---------- Data ----------

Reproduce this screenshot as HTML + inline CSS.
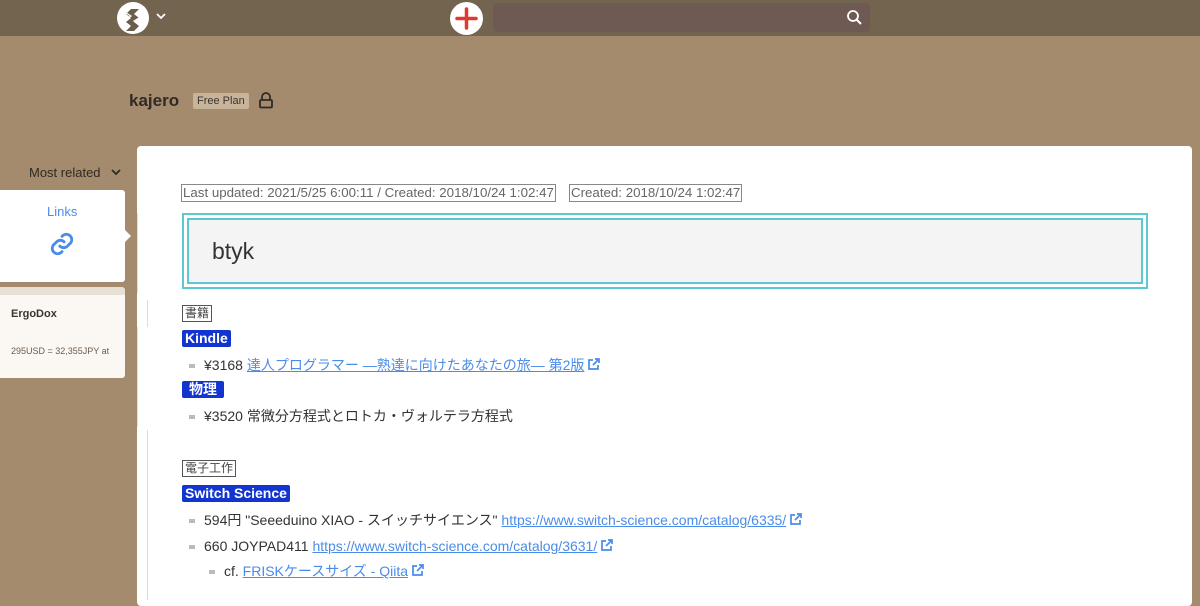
<!DOCTYPE html>
<html><head><meta charset="utf-8"><style>
*{margin:0;padding:0;box-sizing:border-box}
body{width:1200px;height:600px;overflow:hidden;background:#a58b6e;font-family:"Liberation Sans","Noto Sans CJK JP",sans-serif;position:relative;color:#333}
.abs{position:absolute}
.hdr{left:0;top:0;width:1200px;height:36px;background:#736450}
.search{left:493px;top:3px;width:377px;height:29px;background:#6f5953;border-radius:4px}
.card{left:137px;top:146px;width:1055px;height:460px;background:#fff;border-radius:4px}
.a{color:#4a8ce8;text-decoration:underline}
.li{font-size:14px;color:#333;white-space:nowrap;line-height:18px;height:18px}
.bul{display:inline-block;width:6px;height:4px;background:#bbb;margin-right:9px;vertical-align:middle}
.badge{background:#1235cf;color:#fff;font-weight:bold;font-size:14px;padding:0 3px;border-radius:2px;line-height:17px;height:17px}
.tag{border:1px solid #555;font-size:12px;color:#444;padding:0 2px;line-height:15px}
.ext{display:inline-block;vertical-align:-1px;margin-left:3px}
</style></head><body>
<div class="abs hdr"></div>
<svg class="abs" style="left:117px;top:2px" width="32" height="32" viewBox="0 0 32 32"><circle cx="16" cy="16" r="16" fill="#fff"/><path d="M9 7h13l-5 5 5 4-5 4 5 4-5 5H9l5-5-5-4 5-4-5-4 5-5z" fill="#6b5c4c"/><path d="M9 11l5 3-5 3M22 16l-5 3 5 3" stroke="#fff" stroke-width="1.2" fill="none"/></svg>
<svg class="abs" style="left:156px;top:12px" width="10" height="8"><path d="M1 2l4 4 4-4" stroke="#fff" stroke-width="1.8" fill="none"/></svg>
<svg class="abs" style="left:450px;top:2px" width="33" height="33"><circle cx="16.5" cy="16.5" r="16.5" fill="#fff"/><path d="M16.5 7v19M7 16.5h19" stroke="#e03a2c" stroke-width="3.5" stroke-linecap="round"/></svg>
<div class="abs search"></div>
<svg class="abs" style="left:846px;top:9px" width="17" height="17"><circle cx="7" cy="7" r="5" stroke="#fff" stroke-width="1.8" fill="none"/><path d="M10.5 10.5l4.5 4.5" stroke="#fff" stroke-width="2"/></svg>
<div class="abs" style="left:129px;top:91px;font-size:17px;font-weight:bold;color:#2f2a25">kajero</div>
<div class="abs" style="left:193px;top:93px;background:#c8b49a;color:#3a342e;font-size:11px;padding:2px 4px;border-radius:2px">Free Plan</div>
<svg class="abs" style="left:258px;top:92px" width="16" height="17"><path d="M4 8V5a4 4 0 018 0v3" stroke="#2f2a25" stroke-width="1.8" fill="none"/><rect x="2" y="8" width="12" height="7.5" rx="1" stroke="#2f2a25" stroke-width="1.8" fill="none"/></svg>
<div class="abs" style="left:29px;top:165px;font-size:13px;color:#2f2a25">Most related</div>
<svg class="abs" style="left:111px;top:168px" width="10" height="8"><path d="M1 2l4 4 4-4" stroke="#2f2a25" stroke-width="1.8" fill="none"/></svg>
<div class="abs" style="left:0;top:190px;width:125px;height:92px;background:#fff;border-radius:0 3px 3px 0"></div>
<div class="abs" style="left:47px;top:204px;font-size:13px;color:#4a8ce8">Links</div>
<svg class="abs" style="left:49px;top:231px" width="26" height="26" viewBox="0 0 24 24"><path d="M10 14a5 5 0 007 0l3-3a5 5 0 00-7-7l-1 1M14 10a5 5 0 00-7 0l-3 3a5 5 0 007 7l1-1" stroke="#4a8ce8" stroke-width="2.6" fill="none" stroke-linecap="round"/></svg>
<svg class="abs" style="left:125px;top:230px" width="6" height="12"><path d="M0 0l6 6-6 6z" fill="#fff"/></svg>
<div class="abs" style="left:0;top:287px;width:125px;height:91px;background:#fbf7f3;border-top:8px solid #e8dfd5;border-radius:0 3px 3px 0"></div>
<div class="abs" style="left:11px;top:308px;font-size:11px;font-weight:bold;color:#3a342e">ErgoDox</div>
<div class="abs" style="left:11px;top:346px;font-size:9px;color:#6b5c4c">295USD = 32,355JPY at</div>
<div class="abs card"></div>
<div class="abs" style="left:137px;top:213px;width:1px;height:80px;background:#ddd"></div>
<div class="abs" style="left:147px;top:300px;width:1px;height:27px;background:#ddd"></div>
<div class="abs" style="left:137px;top:327px;width:1px;height:100px;background:#ddd"></div>
<div class="abs" style="left:147px;top:430px;width:1px;height:170px;background:#ddd"></div>
<div class="abs" style="left:181px;top:184px;border:1px solid #888;font-size:13.3px;color:#666;padding:0 1px;line-height:16px">Last updated: 2021/5/25 6:00:11 / Created: 2018/10/24 1:02:47</div>
<div class="abs" style="left:569px;top:184px;border:1px solid #888;font-size:13.3px;color:#666;padding:0 1px;line-height:16px">Created: 2018/10/24 1:02:47</div>
<div class="abs" style="left:182px;top:213px;width:966px;height:76px;border:2px solid #5ec7d4;padding:3px"><div style="width:100%;height:100%;border:2px solid #5ec7d4;background:#f4f4f4;font-size:23px;color:#333;padding:18px 0 0 23px">btyk</div></div>
<div class="abs tag" style="left:182px;top:305px">書籍</div>
<div class="abs badge" style="left:182px;top:330px">Kindle</div>
<div class="abs li" style="left:189px;top:356px"><span class="bul"></span>¥3168 <span class="a">達人プログラマー ―熟達に向けたあなたの旅― 第2版</span><svg class="ext" width="13" height="13"><path d="M6 2H2v9h9V7M8 1h4v4M12 1L6 7" stroke="#4a8ce8" stroke-width="1.7" fill="none"/></svg></div>
<div class="abs badge" style="left:182px;top:381px;padding:0 7px">物理</div>
<div class="abs li" style="left:189px;top:407px"><span class="bul"></span>¥3520 常微分方程式とロトカ・ヴォルテラ方程式</div>
<div class="abs tag" style="left:182px;top:460px">電子工作</div>
<div class="abs badge" style="left:182px;top:485px">Switch Science</div>
<div class="abs li" style="left:189px;top:511px"><span class="bul"></span>594円 "Seeeduino XIAO - スイッチサイエンス" <span class="a">https://www.switch-science.com/catalog/6335/</span><svg class="ext" width="13" height="13"><path d="M6 2H2v9h9V7M8 1h4v4M12 1L6 7" stroke="#4a8ce8" stroke-width="1.7" fill="none"/></svg></div>
<div class="abs li" style="left:189px;top:537px"><span class="bul"></span>660 JOYPAD411 <span class="a">https://www.switch-science.com/catalog/3631/</span><svg class="ext" width="13" height="13"><path d="M6 2H2v9h9V7M8 1h4v4M12 1L6 7" stroke="#4a8ce8" stroke-width="1.7" fill="none"/></svg></div>
<div class="abs li" style="left:209px;top:562px"><span class="bul"></span>cf. <span class="a">FRISKケースサイズ - Qiita</span><svg class="ext" width="13" height="13"><path d="M6 2H2v9h9V7M8 1h4v4M12 1L6 7" stroke="#4a8ce8" stroke-width="1.7" fill="none"/></svg></div>
</body></html>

----------

**Instruction**
Return the whole listing, word for word, and leave out every picture.

**Task response**
Reproduce this screenshot as HTML + inline CSS.
<!DOCTYPE html>
<html><head><meta charset="utf-8"><style>
*{margin:0;padding:0;box-sizing:border-box}
body{width:1200px;height:600px;overflow:hidden;background:#a58b6e;font-family:"Liberation Sans","Noto Sans CJK JP",sans-serif;position:relative;color:#333}
.abs{position:absolute}
.hdr{left:0;top:0;width:1200px;height:36px;background:#736450}
.search{left:493px;top:3px;width:377px;height:29px;background:#6f5953;border-radius:4px}
.card{left:137px;top:146px;width:1055px;height:460px;background:#fff;border-radius:4px}
.a{color:#4a8ce8;text-decoration:underline}
.li{font-size:14px;color:#333;white-space:nowrap;line-height:18px;height:18px}
.bul{display:inline-block;width:6px;height:4px;background:#bbb;margin-right:9px;vertical-align:middle}
.badge{background:#1235cf;color:#fff;font-weight:bold;font-size:14px;padding:0 3px;border-radius:2px;line-height:17px;height:17px}
.tag{border:1px solid #555;font-size:12px;color:#444;padding:0 2px;line-height:15px}
.ext{display:inline-block;vertical-align:-1px;margin-left:3px}
</style></head><body>
<div class="abs hdr"></div>
<svg class="abs" style="left:117px;top:2px" width="32" height="32" viewBox="0 0 32 32"><circle cx="16" cy="16" r="16" fill="#fff"/><path d="M9 7h13l-5 5 5 4-5 4 5 4-5 5H9l5-5-5-4 5-4-5-4 5-5z" fill="#6b5c4c"/><path d="M9 11l5 3-5 3M22 16l-5 3 5 3" stroke="#fff" stroke-width="1.2" fill="none"/></svg>
<svg class="abs" style="left:156px;top:12px" width="10" height="8"><path d="M1 2l4 4 4-4" stroke="#fff" stroke-width="1.8" fill="none"/></svg>
<svg class="abs" style="left:450px;top:2px" width="33" height="33"><circle cx="16.5" cy="16.5" r="16.5" fill="#fff"/><path d="M16.5 7v19M7 16.5h19" stroke="#e03a2c" stroke-width="3.5" stroke-linecap="round"/></svg>
<div class="abs search"></div>
<svg class="abs" style="left:846px;top:9px" width="17" height="17"><circle cx="7" cy="7" r="5" stroke="#fff" stroke-width="1.8" fill="none"/><path d="M10.5 10.5l4.5 4.5" stroke="#fff" stroke-width="2"/></svg>
<div class="abs" style="left:129px;top:91px;font-size:17px;font-weight:bold;color:#2f2a25">kajero</div>
<div class="abs" style="left:193px;top:93px;background:#c8b49a;color:#3a342e;font-size:11px;padding:2px 4px;border-radius:2px">Free Plan</div>
<svg class="abs" style="left:258px;top:92px" width="16" height="17"><path d="M4 8V5a4 4 0 018 0v3" stroke="#2f2a25" stroke-width="1.8" fill="none"/><rect x="2" y="8" width="12" height="7.5" rx="1" stroke="#2f2a25" stroke-width="1.8" fill="none"/></svg>
<div class="abs" style="left:29px;top:165px;font-size:13px;color:#2f2a25">Most related</div>
<svg class="abs" style="left:111px;top:168px" width="10" height="8"><path d="M1 2l4 4 4-4" stroke="#2f2a25" stroke-width="1.8" fill="none"/></svg>
<div class="abs" style="left:0;top:190px;width:125px;height:92px;background:#fff;border-radius:0 3px 3px 0"></div>
<div class="abs" style="left:47px;top:204px;font-size:13px;color:#4a8ce8">Links</div>
<svg class="abs" style="left:49px;top:231px" width="26" height="26" viewBox="0 0 24 24"><path d="M10 14a5 5 0 007 0l3-3a5 5 0 00-7-7l-1 1M14 10a5 5 0 00-7 0l-3 3a5 5 0 007 7l1-1" stroke="#4a8ce8" stroke-width="2.6" fill="none" stroke-linecap="round"/></svg>
<svg class="abs" style="left:125px;top:230px" width="6" height="12"><path d="M0 0l6 6-6 6z" fill="#fff"/></svg>
<div class="abs" style="left:0;top:287px;width:125px;height:91px;background:#fbf7f3;border-top:8px solid #e8dfd5;border-radius:0 3px 3px 0"></div>
<div class="abs" style="left:11px;top:308px;font-size:11px;font-weight:bold;color:#3a342e">ErgoDox</div>
<div class="abs" style="left:11px;top:346px;font-size:9px;color:#6b5c4c">295USD = 32,355JPY at</div>
<div class="abs card"></div>
<div class="abs" style="left:137px;top:213px;width:1px;height:80px;background:#ddd"></div>
<div class="abs" style="left:147px;top:300px;width:1px;height:27px;background:#ddd"></div>
<div class="abs" style="left:137px;top:327px;width:1px;height:100px;background:#ddd"></div>
<div class="abs" style="left:147px;top:430px;width:1px;height:170px;background:#ddd"></div>
<div class="abs" style="left:181px;top:184px;border:1px solid #888;font-size:13.3px;color:#666;padding:0 1px;line-height:16px">Last updated: 2021/5/25 6:00:11 / Created: 2018/10/24 1:02:47</div>
<div class="abs" style="left:569px;top:184px;border:1px solid #888;font-size:13.3px;color:#666;padding:0 1px;line-height:16px">Created: 2018/10/24 1:02:47</div>
<div class="abs" style="left:182px;top:213px;width:966px;height:76px;border:2px solid #5ec7d4;padding:3px"><div style="width:100%;height:100%;border:2px solid #5ec7d4;background:#f4f4f4;font-size:23px;color:#333;padding:18px 0 0 23px">btyk</div></div>
<div class="abs tag" style="left:182px;top:305px">書籍</div>
<div class="abs badge" style="left:182px;top:330px">Kindle</div>
<div class="abs li" style="left:189px;top:356px"><span class="bul"></span>¥3168 <span class="a">達人プログラマー ―熟達に向けたあなたの旅― 第2版</span><svg class="ext" width="13" height="13"><path d="M6 2H2v9h9V7M8 1h4v4M12 1L6 7" stroke="#4a8ce8" stroke-width="1.7" fill="none"/></svg></div>
<div class="abs badge" style="left:182px;top:381px;padding:0 7px">物理</div>
<div class="abs li" style="left:189px;top:407px"><span class="bul"></span>¥3520 常微分方程式とロトカ・ヴォルテラ方程式</div>
<div class="abs tag" style="left:182px;top:460px">電子工作</div>
<div class="abs badge" style="left:182px;top:485px">Switch Science</div>
<div class="abs li" style="left:189px;top:511px"><span class="bul"></span>594円 "Seeeduino XIAO - スイッチサイエンス" <span class="a">https://www.switch-science.com/catalog/6335/</span><svg class="ext" width="13" height="13"><path d="M6 2H2v9h9V7M8 1h4v4M12 1L6 7" stroke="#4a8ce8" stroke-width="1.7" fill="none"/></svg></div>
<div class="abs li" style="left:189px;top:537px"><span class="bul"></span>660 JOYPAD411 <span class="a">https://www.switch-science.com/catalog/3631/</span><svg class="ext" width="13" height="13"><path d="M6 2H2v9h9V7M8 1h4v4M12 1L6 7" stroke="#4a8ce8" stroke-width="1.7" fill="none"/></svg></div>
<div class="abs li" style="left:209px;top:562px"><span class="bul"></span>cf. <span class="a">FRISKケースサイズ - Qiita</span><svg class="ext" width="13" height="13"><path d="M6 2H2v9h9V7M8 1h4v4M12 1L6 7" stroke="#4a8ce8" stroke-width="1.7" fill="none"/></svg></div>
</body></html>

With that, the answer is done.